Любимая звезда - страница 3



Но почему всем (и на каждом шагу!) всё это можно, а мне – нельзя? У нас врут даже учителя!

Папа ни в какие объяснения не вдавался, отвечал только одной фразой: «Потому что ты – моя дочь».

Прошлого у папы не было. Никогда я не слышала его рассказов о прошлом. Ни вещей, ни дома. От прошлого у него оставалась только могила его матери. Правда, где она, никто в нашей семье не знал. Где-то на краю города, какое-то старое кладбище, вот и всё. Иногда он ездил туда. Но с собой никого не брал. О бабушке, которая там похоронена, ничего не рассказывал, а дедушки будто и вовсе не существовало на свете.

Однажды, когда я уже подросла, захотелось мне всё-таки выяснить, как хоть выглядела-то эта таинственная бабушка?

– Ты знаешь, я в жизни не встречал женщины мудрее её, – вздохнул отец. – И нежнее…

Вообразить себе человека по таким параметрам – задача непосильная, во всяком случае для меня. Поэтому, наверное, я спросила:

– А на кого она была похожа?

Не помню случая, чтобы мой отец когда-нибудь растерялся или смутился. Но тут на лице его отразилось какое-то замешательство. Он подвёл меня к зеркалу, сильной тёплой рукой убрал с моего лба чёлку и сказал:

– Вот, смотри… И рост, и фигура, и коса, и лицо… Как две капли воды. Только она полнее тебя была. Ну, и чёлку, конечно, не носила.

Странно. Всегда все говорили, что я похожа на папу. Но ведь она же была бабушка, старуха!

– Да нет. Она умерла молодой. Ей не было и сорока.

* * *

А ему тогда исполнилось пятнадцать. Они возвращались в Петроград из Минской губернии, из Несвижа.

Холодные невские туманы да беспросветные дожди были те же. Но блистательного, гордого и нарядного города он не узнал. Из дворов-колодцев ползли трупные запахи. Отовсюду несло помойкой и гарью. Стекла в витринах выбиты. Лица у прохожих серые, испуганные. Глаза голодные. Ни цилиндров, ни котелков. На всех головах одинаковые приплюснутые кепки. И что совсем уж его поразило – некоторые улицы начали зарастать травой…

В поезде они с матерью заболели. Непонятно, как добрались до больницы на краю города – видно, кто-то помог. Называлась больница «Мать всех скорбящих», на девятой версте Петергофского шоссе. У самых дверей он потерял сознание.

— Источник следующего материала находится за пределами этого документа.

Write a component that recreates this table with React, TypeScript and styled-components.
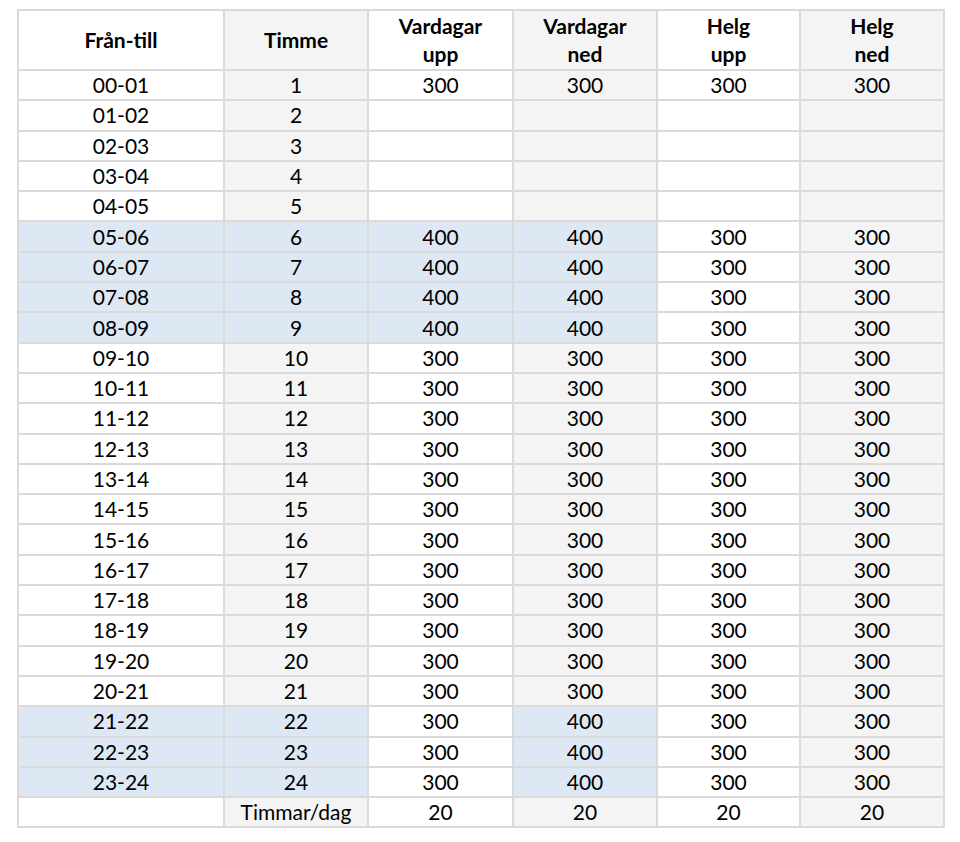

Пришёл в себя в громадной квадратной комнате с высоким потолком. Сначала показалось – опять вокзал. Узкие железные кровати стояли рядами очень близко друг к другу. В душном мраке хрипели, просили пить и метались в бреду какие-то люди. Крайние валились на пол. «Вот почему кровати так близко, – сообразил он, – чтобы люди не падали. А где же мама?»

Рядом на койке неподвижно лежал мужчина. Парень.

– Ну чё, вынырнул? – очень тихо спросил он.

– Кажется…

Парень не шевелился. Только глаза у него блестели как-то слишком.

– Сдохну. Сегодня, – пообещал он серьёзно и весело. Даже хотел подмигнуть. Но не вышло.

– Ты что? Зачем ты так говоришь?

– Это не я. Это врач. Он думал, я уж и не слышу. А про тебя сказал: старинные бумаги какие-то у вас нашли. В той рванине, что с вас сняли. Мать-то у тебя княгиня… Ну, с ней, он сказал, всё в порядке. А ты вот крепкий оказался. Слушай, а как это ты сюда попал?

– Мы с мамой в поезде ехали. А потом… не помню, голова болела очень.

– А… ну это у тебя, значит, тиф.

«Как это – с ней всё в порядке? Как это врач мог так сказать?» Он боялся понять то, что услышал.

Вдруг комната ярко осветилась. И предметы, и лица под сильной электрической лампой оголились и стали ещё чудовищнее. Но никто не шёл и ничего не происходило.